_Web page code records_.
--------
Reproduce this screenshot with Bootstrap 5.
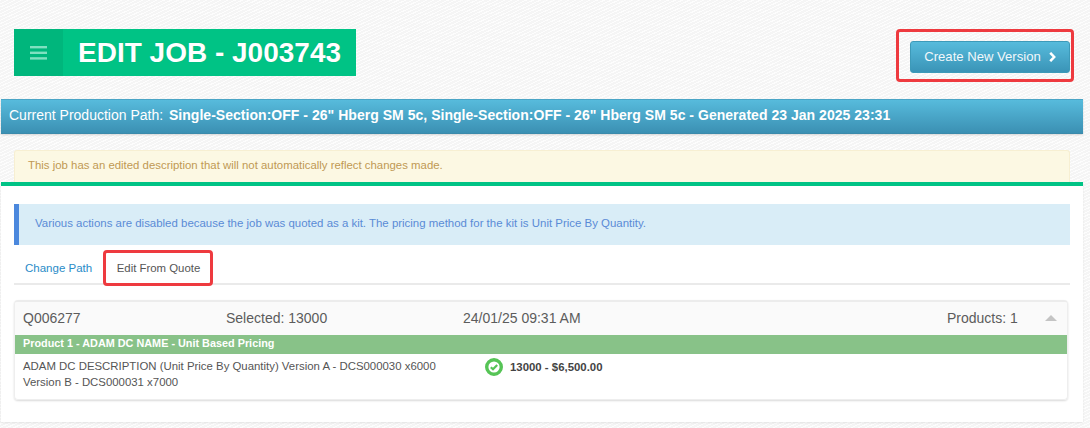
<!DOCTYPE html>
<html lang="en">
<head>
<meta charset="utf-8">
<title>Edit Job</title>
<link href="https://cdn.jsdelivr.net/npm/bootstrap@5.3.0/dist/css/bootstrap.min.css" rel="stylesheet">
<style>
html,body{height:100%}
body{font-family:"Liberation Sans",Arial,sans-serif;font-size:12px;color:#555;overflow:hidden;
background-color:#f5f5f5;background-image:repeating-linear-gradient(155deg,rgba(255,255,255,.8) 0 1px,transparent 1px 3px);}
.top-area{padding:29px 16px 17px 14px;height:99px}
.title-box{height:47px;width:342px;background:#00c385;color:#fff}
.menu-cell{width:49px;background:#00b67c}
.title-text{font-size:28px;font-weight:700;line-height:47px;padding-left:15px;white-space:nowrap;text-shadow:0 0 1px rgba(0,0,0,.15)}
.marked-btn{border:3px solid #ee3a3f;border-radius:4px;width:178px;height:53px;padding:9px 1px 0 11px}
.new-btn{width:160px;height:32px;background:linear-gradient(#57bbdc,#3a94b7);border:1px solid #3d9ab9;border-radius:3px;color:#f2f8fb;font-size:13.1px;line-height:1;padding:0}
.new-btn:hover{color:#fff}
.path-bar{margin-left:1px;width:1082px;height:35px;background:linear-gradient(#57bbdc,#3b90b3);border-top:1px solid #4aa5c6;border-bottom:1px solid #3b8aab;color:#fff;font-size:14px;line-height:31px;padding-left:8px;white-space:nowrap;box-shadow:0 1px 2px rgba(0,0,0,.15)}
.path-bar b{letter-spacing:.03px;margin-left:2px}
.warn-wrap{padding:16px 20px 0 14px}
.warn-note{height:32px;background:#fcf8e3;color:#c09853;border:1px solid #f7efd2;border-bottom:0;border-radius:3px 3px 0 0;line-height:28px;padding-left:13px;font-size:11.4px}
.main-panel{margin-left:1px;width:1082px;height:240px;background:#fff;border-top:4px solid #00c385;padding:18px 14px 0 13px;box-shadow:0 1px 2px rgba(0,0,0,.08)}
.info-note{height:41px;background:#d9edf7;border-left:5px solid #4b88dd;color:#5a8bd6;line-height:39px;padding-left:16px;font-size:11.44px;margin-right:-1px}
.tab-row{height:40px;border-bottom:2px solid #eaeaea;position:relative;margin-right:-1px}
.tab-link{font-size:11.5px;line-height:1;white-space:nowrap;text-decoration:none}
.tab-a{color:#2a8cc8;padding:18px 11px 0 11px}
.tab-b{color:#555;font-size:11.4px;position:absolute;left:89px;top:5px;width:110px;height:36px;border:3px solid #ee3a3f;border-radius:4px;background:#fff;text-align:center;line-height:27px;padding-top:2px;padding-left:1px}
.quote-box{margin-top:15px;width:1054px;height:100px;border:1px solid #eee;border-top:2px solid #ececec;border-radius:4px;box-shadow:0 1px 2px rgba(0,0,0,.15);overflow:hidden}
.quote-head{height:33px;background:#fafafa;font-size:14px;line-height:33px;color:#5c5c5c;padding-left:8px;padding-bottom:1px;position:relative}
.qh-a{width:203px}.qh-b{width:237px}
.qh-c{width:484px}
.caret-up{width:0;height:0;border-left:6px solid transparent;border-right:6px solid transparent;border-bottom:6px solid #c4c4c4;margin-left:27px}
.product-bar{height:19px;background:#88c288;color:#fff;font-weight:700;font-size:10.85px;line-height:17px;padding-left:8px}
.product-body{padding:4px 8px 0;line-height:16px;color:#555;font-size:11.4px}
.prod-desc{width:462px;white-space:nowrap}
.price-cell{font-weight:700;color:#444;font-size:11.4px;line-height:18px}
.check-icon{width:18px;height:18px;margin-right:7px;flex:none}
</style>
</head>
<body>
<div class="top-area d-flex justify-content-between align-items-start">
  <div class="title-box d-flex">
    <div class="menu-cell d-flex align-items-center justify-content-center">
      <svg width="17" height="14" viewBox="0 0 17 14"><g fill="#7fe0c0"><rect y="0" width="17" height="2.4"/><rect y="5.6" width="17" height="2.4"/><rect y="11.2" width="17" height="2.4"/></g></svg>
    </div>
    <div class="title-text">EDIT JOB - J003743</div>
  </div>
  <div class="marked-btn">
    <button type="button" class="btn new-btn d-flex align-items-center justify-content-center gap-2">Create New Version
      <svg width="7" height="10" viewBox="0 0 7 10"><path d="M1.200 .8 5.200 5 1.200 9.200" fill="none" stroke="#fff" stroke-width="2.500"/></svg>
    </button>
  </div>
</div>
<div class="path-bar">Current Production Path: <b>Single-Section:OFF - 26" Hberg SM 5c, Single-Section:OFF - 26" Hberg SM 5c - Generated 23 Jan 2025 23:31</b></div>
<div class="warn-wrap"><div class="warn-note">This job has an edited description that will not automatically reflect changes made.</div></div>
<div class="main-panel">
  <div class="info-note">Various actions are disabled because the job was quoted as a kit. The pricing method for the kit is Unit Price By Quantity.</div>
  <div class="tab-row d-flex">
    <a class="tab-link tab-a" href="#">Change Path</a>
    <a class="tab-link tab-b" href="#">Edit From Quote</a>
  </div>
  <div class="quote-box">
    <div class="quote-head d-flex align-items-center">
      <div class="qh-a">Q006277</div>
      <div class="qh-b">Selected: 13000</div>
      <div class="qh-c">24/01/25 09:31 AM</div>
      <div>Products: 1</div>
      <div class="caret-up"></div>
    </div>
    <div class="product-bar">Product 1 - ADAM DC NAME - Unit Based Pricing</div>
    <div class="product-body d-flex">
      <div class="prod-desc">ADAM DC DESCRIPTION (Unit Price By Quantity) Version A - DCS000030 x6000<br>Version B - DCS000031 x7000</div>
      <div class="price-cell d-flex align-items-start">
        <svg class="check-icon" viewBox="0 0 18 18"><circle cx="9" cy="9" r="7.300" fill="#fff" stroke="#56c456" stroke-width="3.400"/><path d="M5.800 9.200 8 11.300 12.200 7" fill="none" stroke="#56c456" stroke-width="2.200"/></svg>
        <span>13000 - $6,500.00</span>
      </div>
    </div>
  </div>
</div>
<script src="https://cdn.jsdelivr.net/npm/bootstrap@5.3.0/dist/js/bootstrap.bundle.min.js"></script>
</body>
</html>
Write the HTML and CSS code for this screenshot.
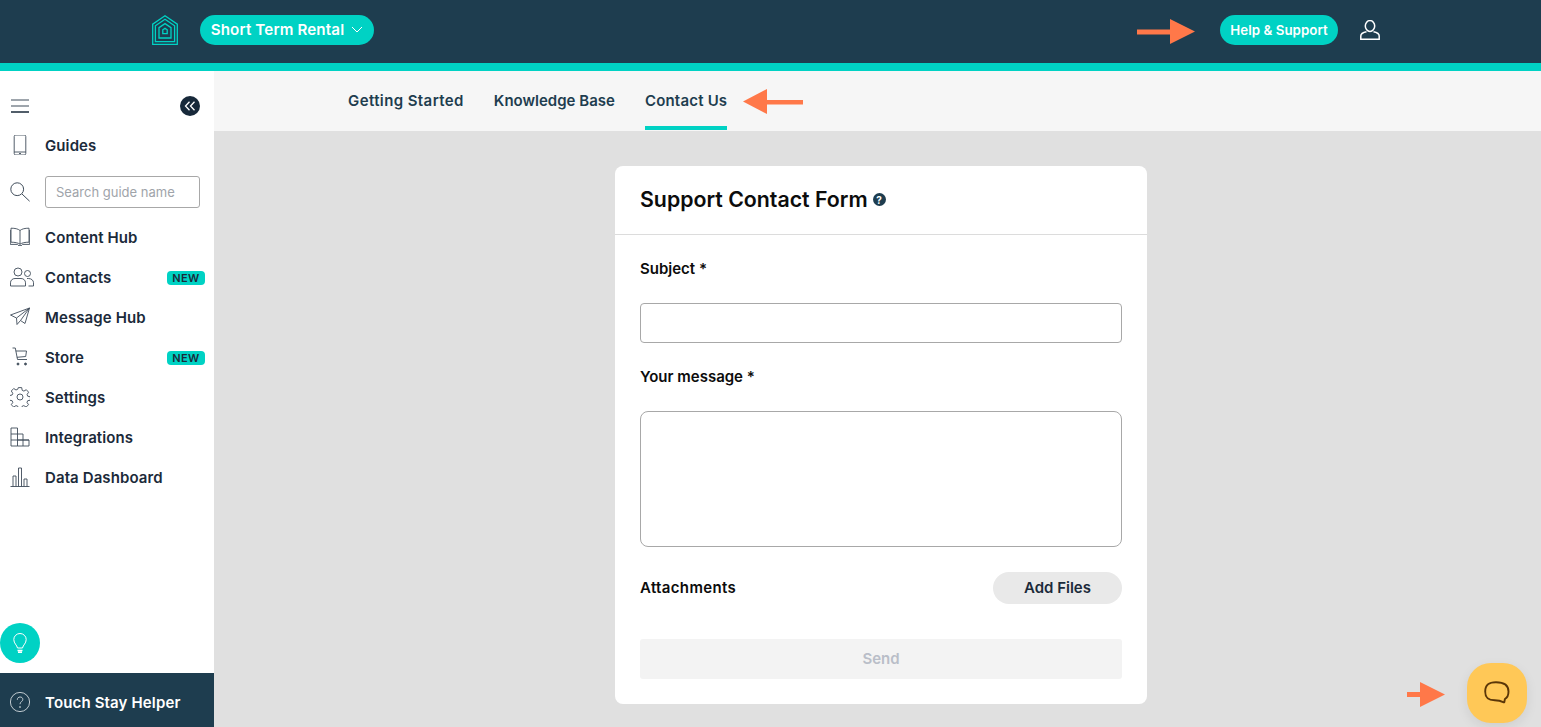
--------
_EXERCISE TASK_. Return all of the entries word for word, but omit the pictures.

_OUTPUT OF THE TASK_.
Reproduce this screenshot with Bootstrap 5.
<!DOCTYPE html>
<html lang="en">
<head>
<meta charset="utf-8">
<title>Edit Job</title>
<link href="https://cdn.jsdelivr.net/npm/bootstrap@5.3.0/dist/css/bootstrap.min.css" rel="stylesheet">
<style>
html,body{height:100%}
body{font-family:"Liberation Sans",Arial,sans-serif;font-size:12px;color:#555;overflow:hidden;
background-color:#f5f5f5;background-image:repeating-linear-gradient(155deg,rgba(255,255,255,.8) 0 1px,transparent 1px 3px);}
.top-area{padding:29px 16px 17px 14px;height:99px}
.title-box{height:47px;width:342px;background:#00c385;color:#fff}
.menu-cell{width:49px;background:#00b67c}
.title-text{font-size:28px;font-weight:700;line-height:47px;padding-left:15px;white-space:nowrap;text-shadow:0 0 1px rgba(0,0,0,.15)}
.marked-btn{border:3px solid #ee3a3f;border-radius:4px;width:178px;height:53px;padding:9px 1px 0 11px}
.new-btn{width:160px;height:32px;background:linear-gradient(#57bbdc,#3a94b7);border:1px solid #3d9ab9;border-radius:3px;color:#f2f8fb;font-size:13.1px;line-height:1;padding:0}
.new-btn:hover{color:#fff}
.path-bar{margin-left:1px;width:1082px;height:35px;background:linear-gradient(#57bbdc,#3b90b3);border-top:1px solid #4aa5c6;border-bottom:1px solid #3b8aab;color:#fff;font-size:14px;line-height:31px;padding-left:8px;white-space:nowrap;box-shadow:0 1px 2px rgba(0,0,0,.15)}
.path-bar b{letter-spacing:.03px;margin-left:2px}
.warn-wrap{padding:16px 20px 0 14px}
.warn-note{height:32px;background:#fcf8e3;color:#c09853;border:1px solid #f7efd2;border-bottom:0;border-radius:3px 3px 0 0;line-height:28px;padding-left:13px;font-size:11.4px}
.main-panel{margin-left:1px;width:1082px;height:240px;background:#fff;border-top:4px solid #00c385;padding:18px 14px 0 13px;box-shadow:0 1px 2px rgba(0,0,0,.08)}
.info-note{height:41px;background:#d9edf7;border-left:5px solid #4b88dd;color:#5a8bd6;line-height:39px;padding-left:16px;font-size:11.44px;margin-right:-1px}
.tab-row{height:40px;border-bottom:2px solid #eaeaea;position:relative;margin-right:-1px}
.tab-link{font-size:11.5px;line-height:1;white-space:nowrap;text-decoration:none}
.tab-a{color:#2a8cc8;padding:18px 11px 0 11px}
.tab-b{color:#555;font-size:11.4px;position:absolute;left:89px;top:5px;width:110px;height:36px;border:3px solid #ee3a3f;border-radius:4px;background:#fff;text-align:center;line-height:27px;padding-top:2px;padding-left:1px}
.quote-box{margin-top:15px;width:1054px;height:100px;border:1px solid #eee;border-top:2px solid #ececec;border-radius:4px;box-shadow:0 1px 2px rgba(0,0,0,.15);overflow:hidden}
.quote-head{height:33px;background:#fafafa;font-size:14px;line-height:33px;color:#5c5c5c;padding-left:8px;padding-bottom:1px;position:relative}
.qh-a{width:203px}.qh-b{width:237px}
.qh-c{width:484px}
.caret-up{width:0;height:0;border-left:6px solid transparent;border-right:6px solid transparent;border-bottom:6px solid #c4c4c4;margin-left:27px}
.product-bar{height:19px;background:#88c288;color:#fff;font-weight:700;font-size:10.85px;line-height:17px;padding-left:8px}
.product-body{padding:4px 8px 0;line-height:16px;color:#555;font-size:11.4px}
.prod-desc{width:462px;white-space:nowrap}
.price-cell{font-weight:700;color:#444;font-size:11.4px;line-height:18px}
.check-icon{width:18px;height:18px;margin-right:7px;flex:none}
</style>
</head>
<body>
<div class="top-area d-flex justify-content-between align-items-start">
  <div class="title-box d-flex">
    <div class="menu-cell d-flex align-items-center justify-content-center">
      <svg width="17" height="14" viewBox="0 0 17 14"><g fill="#7fe0c0"><rect y="0" width="17" height="2.4"/><rect y="5.6" width="17" height="2.4"/><rect y="11.2" width="17" height="2.4"/></g></svg>
    </div>
    <div class="title-text">EDIT JOB - J003743</div>
  </div>
  <div class="marked-btn">
    <button type="button" class="btn new-btn d-flex align-items-center justify-content-center gap-2">Create New Version
      <svg width="7" height="10" viewBox="0 0 7 10"><path d="M1.200 .8 5.200 5 1.200 9.200" fill="none" stroke="#fff" stroke-width="2.500"/></svg>
    </button>
  </div>
</div>
<div class="path-bar">Current Production Path: <b>Single-Section:OFF - 26" Hberg SM 5c, Single-Section:OFF - 26" Hberg SM 5c - Generated 23 Jan 2025 23:31</b></div>
<div class="warn-wrap"><div class="warn-note">This job has an edited description that will not automatically reflect changes made.</div></div>
<div class="main-panel">
  <div class="info-note">Various actions are disabled because the job was quoted as a kit. The pricing method for the kit is Unit Price By Quantity.</div>
  <div class="tab-row d-flex">
    <a class="tab-link tab-a" href="#">Change Path</a>
    <a class="tab-link tab-b" href="#">Edit From Quote</a>
  </div>
  <div class="quote-box">
    <div class="quote-head d-flex align-items-center">
      <div class="qh-a">Q006277</div>
      <div class="qh-b">Selected: 13000</div>
      <div class="qh-c">24/01/25 09:31 AM</div>
      <div>Products: 1</div>
      <div class="caret-up"></div>
    </div>
    <div class="product-bar">Product 1 - ADAM DC NAME - Unit Based Pricing</div>
    <div class="product-body d-flex">
      <div class="prod-desc">ADAM DC DESCRIPTION (Unit Price By Quantity) Version A - DCS000030 x6000<br>Version B - DCS000031 x7000</div>
      <div class="price-cell d-flex align-items-start">
        <svg class="check-icon" viewBox="0 0 18 18"><circle cx="9" cy="9" r="7.300" fill="#fff" stroke="#56c456" stroke-width="3.400"/><path d="M5.800 9.200 8 11.300 12.200 7" fill="none" stroke="#56c456" stroke-width="2.200"/></svg>
        <span>13000 - $6,500.00</span>
      </div>
    </div>
  </div>
</div>
<script src="https://cdn.jsdelivr.net/npm/bootstrap@5.3.0/dist/js/bootstrap.bundle.min.js"></script>
</body>
</html>
Write the HTML and CSS code for this screenshot.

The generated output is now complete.